— start —

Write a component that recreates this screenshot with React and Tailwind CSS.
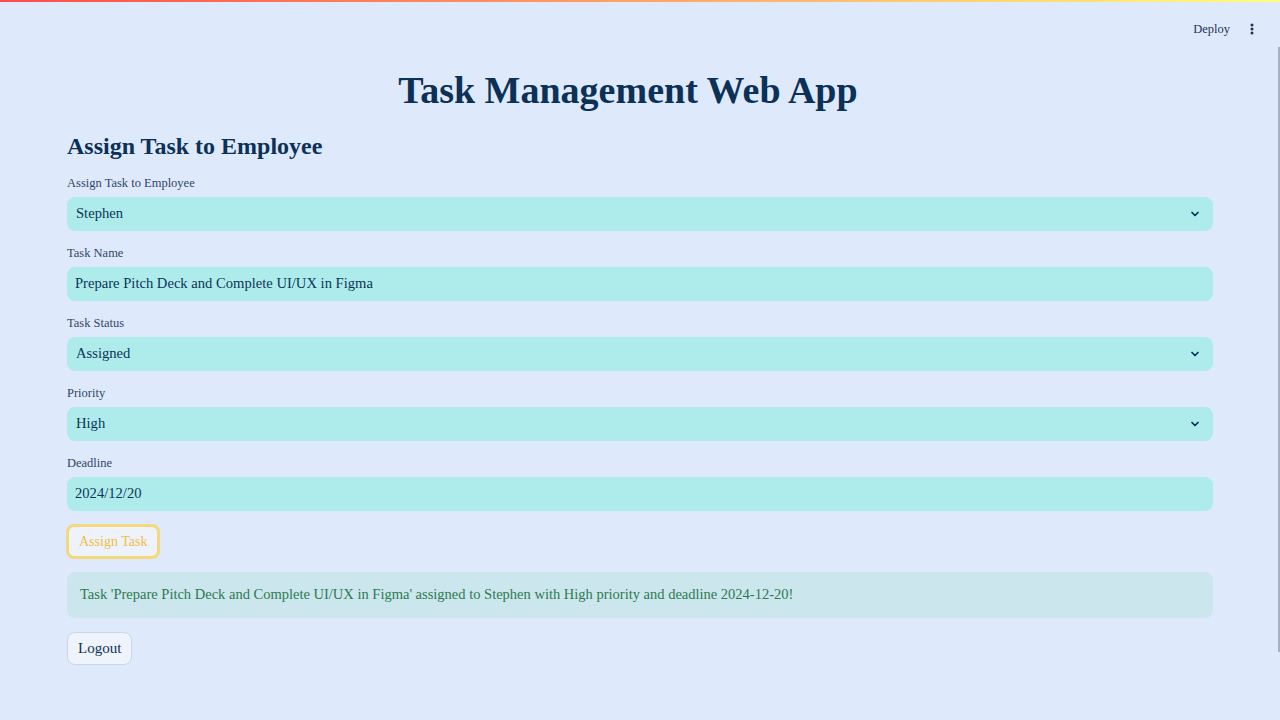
import React from "react";

const serif = { fontFamily: '"Liberation Serif", "DejaVu Serif", serif' };

function Chevron() {
  return (
    <svg width="12" height="12" viewBox="0 0 24 24" fill="none" stroke="#0b3157" strokeWidth="3.5" strokeLinecap="round" strokeLinejoin="round">
      <path d="M6 9l6 6 6-6" />
    </svg>
  );
}

function Field({ label, value, select }) {
  return (
    <div className="flex flex-col">
      <div className="text-[12.5px] leading-[16px] text-[#31456a] mb-[6px]">{label}</div>
      <div className="h-[34px] rounded-[8px] bg-[#aeecec] flex items-center justify-between pl-[8px] pr-[12px]">
        <span className={`text-[14.6px] text-[#0c3556] ${select ? "pl-[1px]" : ""}`}>{value}</span>
        {select && <Chevron />}
      </div>
    </div>
  );
}

export default function App() {
  return (
    <div className="relative w-[1280px] h-[720px] bg-[#dfe9fc] overflow-hidden text-[#0b3157]" style={serif}>
      <div className="h-[2px] w-full" style={{ background: "linear-gradient(90deg, #ff4b4b, #fffd80)" }} />
      <div className="flex justify-end items-center h-[58px] pr-[26px] -mt-[2px] gap-[20px]">
        <span className="text-[12.5px] text-[#1d3557]">Deploy</span>
        <svg width="4" height="12" viewBox="0 0 4 12" fill="#1d3557">
          <circle cx="2" cy="2" r="1.5" />
          <circle cx="2" cy="6" r="1.5" />
          <circle cx="2" cy="10" r="1.5" />
        </svg>
      </div>
      <div className="absolute right-0 top-[47px] w-[2px] h-[605px] bg-[#a6b0c0]" />
      <div className="mx-[67px] flex flex-col">
        <h1 className="text-center font-bold text-[38px] leading-[44px] mt-[10px] pr-[24px]">Task Management Web App</h1>
        <h2 className="font-bold text-[24px] leading-[30px] mt-[19px]">Assign Task to Employee</h2>
        <div className="flex flex-col gap-[14px] mt-[14px]">
          <Field label="Assign Task to Employee" value="Stephen" select />
          <Field label="Task Name" value="Prepare Pitch Deck and Complete UI/UX in Figma" />
          <Field label="Task Status" value="Assigned" select />
          <Field label="Priority" value="High" select />
          <Field label="Deadline" value="2024/12/20" />
        </div>
        <div className="mt-[13px]">
          <button className="h-[35px] px-[10px] -ml-[1px] rounded-[8px] border-[3px] border-[#f5d77c] bg-[#eef2fb] text-[14px] text-[#f2bd45]">Assign Task</button>
        </div>
        <div className="mt-[13px] h-[46px] rounded-[8px] bg-[#cbe6ec] flex items-center px-[13px] text-[14.5px] text-[#2b7a50]">
          Task 'Prepare Pitch Deck and Complete UI/UX in Figma' assigned to Stephen with High priority and deadline 2024-12-20!
        </div>
        <div className="mt-[14px]">
          <button className="h-[33px] px-[10px] rounded-[8px] border border-[#cbd5e6] bg-[#eef3fc] text-[15px] text-[#0b3157]">Logout</button>
        </div>
      </div>
    </div>
  );
}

— end —

*Short task*.
Using the material above, gather every line that includes "React".

*Answer in full*.
Write a component that recreates this screenshot with React and Tailwind CSS.
import React from "react";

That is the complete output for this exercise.